• THE PROBLEM
Select, from the material below, each line with "React" in it.

• DATASET EXCERPT
▬▬▬▬▬▬
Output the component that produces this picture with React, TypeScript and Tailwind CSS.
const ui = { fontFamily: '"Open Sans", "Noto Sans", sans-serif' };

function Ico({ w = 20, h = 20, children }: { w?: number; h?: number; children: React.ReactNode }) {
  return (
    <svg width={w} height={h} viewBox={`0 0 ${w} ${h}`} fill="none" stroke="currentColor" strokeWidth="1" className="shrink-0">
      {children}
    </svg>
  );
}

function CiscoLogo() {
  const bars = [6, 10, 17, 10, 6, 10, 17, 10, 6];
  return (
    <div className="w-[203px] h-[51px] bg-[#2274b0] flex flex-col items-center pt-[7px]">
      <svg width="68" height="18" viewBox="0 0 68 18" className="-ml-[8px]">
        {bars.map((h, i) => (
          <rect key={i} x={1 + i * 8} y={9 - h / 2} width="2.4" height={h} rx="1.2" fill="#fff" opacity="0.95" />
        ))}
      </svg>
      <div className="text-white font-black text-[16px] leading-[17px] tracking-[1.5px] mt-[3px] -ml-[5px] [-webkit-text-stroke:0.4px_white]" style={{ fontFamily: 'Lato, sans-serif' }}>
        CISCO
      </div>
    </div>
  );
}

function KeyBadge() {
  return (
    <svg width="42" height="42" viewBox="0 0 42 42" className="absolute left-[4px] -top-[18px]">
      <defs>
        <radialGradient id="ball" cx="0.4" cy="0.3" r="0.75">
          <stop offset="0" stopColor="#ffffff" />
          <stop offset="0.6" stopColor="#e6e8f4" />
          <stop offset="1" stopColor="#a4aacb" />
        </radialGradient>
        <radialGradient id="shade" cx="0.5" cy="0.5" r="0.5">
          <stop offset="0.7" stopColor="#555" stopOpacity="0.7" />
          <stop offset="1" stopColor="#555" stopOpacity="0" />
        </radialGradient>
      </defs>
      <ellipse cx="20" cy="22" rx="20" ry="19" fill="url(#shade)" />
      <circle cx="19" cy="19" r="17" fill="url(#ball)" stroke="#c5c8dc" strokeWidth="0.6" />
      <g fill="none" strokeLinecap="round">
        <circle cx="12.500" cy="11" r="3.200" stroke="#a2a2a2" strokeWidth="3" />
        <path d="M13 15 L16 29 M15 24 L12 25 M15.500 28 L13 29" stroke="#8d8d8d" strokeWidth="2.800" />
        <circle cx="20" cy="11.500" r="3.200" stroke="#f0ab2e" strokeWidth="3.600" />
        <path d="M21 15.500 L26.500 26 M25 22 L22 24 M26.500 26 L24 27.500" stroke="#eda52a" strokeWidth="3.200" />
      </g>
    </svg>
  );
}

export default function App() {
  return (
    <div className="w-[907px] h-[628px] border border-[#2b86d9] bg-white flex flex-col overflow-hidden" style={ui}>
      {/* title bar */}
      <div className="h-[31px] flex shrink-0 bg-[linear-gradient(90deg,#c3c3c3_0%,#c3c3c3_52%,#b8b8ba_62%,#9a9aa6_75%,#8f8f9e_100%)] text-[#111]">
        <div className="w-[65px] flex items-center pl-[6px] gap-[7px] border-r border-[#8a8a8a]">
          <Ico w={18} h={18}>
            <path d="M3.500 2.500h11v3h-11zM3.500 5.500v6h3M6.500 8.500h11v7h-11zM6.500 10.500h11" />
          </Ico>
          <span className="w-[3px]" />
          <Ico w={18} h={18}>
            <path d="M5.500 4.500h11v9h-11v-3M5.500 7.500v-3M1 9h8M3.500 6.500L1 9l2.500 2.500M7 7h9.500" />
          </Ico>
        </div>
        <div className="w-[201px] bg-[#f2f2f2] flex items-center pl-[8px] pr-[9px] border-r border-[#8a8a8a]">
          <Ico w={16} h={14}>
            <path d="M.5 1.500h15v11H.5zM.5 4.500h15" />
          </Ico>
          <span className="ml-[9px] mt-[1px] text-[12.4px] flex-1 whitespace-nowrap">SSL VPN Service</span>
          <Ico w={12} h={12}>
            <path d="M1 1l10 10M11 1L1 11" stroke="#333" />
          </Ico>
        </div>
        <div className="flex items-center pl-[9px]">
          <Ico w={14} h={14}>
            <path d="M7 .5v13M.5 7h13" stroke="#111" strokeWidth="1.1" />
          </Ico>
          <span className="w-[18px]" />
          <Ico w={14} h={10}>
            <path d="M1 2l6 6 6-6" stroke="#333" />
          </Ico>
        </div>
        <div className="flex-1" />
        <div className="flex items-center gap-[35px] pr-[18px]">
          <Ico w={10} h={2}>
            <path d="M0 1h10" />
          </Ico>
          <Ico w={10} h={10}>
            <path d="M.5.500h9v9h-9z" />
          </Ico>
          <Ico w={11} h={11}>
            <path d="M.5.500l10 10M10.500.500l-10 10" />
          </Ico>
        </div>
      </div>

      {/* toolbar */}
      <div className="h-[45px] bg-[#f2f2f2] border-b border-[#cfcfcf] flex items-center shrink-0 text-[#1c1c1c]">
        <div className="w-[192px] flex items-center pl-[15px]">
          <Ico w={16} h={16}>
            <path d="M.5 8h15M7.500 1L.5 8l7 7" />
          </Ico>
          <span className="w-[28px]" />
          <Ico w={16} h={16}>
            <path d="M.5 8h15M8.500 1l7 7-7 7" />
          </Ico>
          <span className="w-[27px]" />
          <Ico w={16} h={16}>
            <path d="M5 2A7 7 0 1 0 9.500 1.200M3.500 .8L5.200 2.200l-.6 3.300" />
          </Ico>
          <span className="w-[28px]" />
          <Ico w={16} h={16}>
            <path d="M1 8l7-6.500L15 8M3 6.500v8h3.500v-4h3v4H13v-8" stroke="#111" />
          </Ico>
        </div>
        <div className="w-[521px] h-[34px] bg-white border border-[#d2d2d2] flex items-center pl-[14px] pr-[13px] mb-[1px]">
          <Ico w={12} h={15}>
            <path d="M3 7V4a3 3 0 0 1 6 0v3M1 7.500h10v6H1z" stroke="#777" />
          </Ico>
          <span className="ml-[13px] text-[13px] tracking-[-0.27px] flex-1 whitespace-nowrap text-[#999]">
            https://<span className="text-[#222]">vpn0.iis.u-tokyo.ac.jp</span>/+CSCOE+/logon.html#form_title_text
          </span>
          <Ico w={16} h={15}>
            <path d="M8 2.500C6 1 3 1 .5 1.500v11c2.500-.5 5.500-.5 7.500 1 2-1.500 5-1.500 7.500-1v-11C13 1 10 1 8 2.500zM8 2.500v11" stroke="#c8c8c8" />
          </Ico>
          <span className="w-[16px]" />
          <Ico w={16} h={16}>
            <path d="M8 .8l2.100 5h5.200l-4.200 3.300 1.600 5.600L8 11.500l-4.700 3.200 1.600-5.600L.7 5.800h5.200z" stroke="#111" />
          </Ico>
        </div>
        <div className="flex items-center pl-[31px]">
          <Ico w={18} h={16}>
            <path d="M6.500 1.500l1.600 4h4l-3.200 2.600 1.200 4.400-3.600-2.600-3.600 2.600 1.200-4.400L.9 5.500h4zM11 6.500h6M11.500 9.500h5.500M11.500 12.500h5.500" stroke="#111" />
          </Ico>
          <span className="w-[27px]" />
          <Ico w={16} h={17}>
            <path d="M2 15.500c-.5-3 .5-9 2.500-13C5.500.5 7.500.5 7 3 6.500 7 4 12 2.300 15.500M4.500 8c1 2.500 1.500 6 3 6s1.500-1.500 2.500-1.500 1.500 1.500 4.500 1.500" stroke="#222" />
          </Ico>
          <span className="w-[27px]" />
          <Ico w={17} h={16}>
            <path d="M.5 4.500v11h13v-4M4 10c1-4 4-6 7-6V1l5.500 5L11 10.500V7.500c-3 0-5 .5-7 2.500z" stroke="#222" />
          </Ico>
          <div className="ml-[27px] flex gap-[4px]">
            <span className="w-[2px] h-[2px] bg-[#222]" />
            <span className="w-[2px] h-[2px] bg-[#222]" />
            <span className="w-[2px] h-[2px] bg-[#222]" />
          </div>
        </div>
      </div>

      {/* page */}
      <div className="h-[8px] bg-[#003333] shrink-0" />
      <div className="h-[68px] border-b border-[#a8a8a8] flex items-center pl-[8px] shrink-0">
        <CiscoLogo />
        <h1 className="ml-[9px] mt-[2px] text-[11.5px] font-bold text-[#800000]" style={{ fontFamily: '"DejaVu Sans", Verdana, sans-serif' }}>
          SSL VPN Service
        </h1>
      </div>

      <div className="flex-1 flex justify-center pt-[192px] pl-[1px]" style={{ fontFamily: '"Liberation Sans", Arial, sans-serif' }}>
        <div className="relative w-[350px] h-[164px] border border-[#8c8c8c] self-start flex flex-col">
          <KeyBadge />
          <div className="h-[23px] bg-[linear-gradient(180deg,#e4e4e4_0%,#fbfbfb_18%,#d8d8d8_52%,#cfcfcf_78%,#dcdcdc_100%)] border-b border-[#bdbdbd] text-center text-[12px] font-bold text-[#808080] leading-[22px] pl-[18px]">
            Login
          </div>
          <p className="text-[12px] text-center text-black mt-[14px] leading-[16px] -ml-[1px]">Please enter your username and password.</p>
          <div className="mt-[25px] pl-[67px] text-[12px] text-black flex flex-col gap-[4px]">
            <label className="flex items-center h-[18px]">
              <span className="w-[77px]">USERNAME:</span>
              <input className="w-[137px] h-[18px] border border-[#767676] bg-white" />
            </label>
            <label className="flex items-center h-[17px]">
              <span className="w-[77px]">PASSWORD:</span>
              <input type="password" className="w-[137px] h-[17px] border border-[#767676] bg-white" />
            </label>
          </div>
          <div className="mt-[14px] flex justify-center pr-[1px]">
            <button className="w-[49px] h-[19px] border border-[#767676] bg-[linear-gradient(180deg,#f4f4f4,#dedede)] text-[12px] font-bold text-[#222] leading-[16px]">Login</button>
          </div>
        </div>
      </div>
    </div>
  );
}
▬▬▬▬▬▬
• RESPONSE TO THE TASK
Output the component that produces this picture with React, TypeScript and Tailwind CSS.
function Ico({ w = 20, h = 20, children }: { w?: number; h?: number; children: React.ReactNode }) {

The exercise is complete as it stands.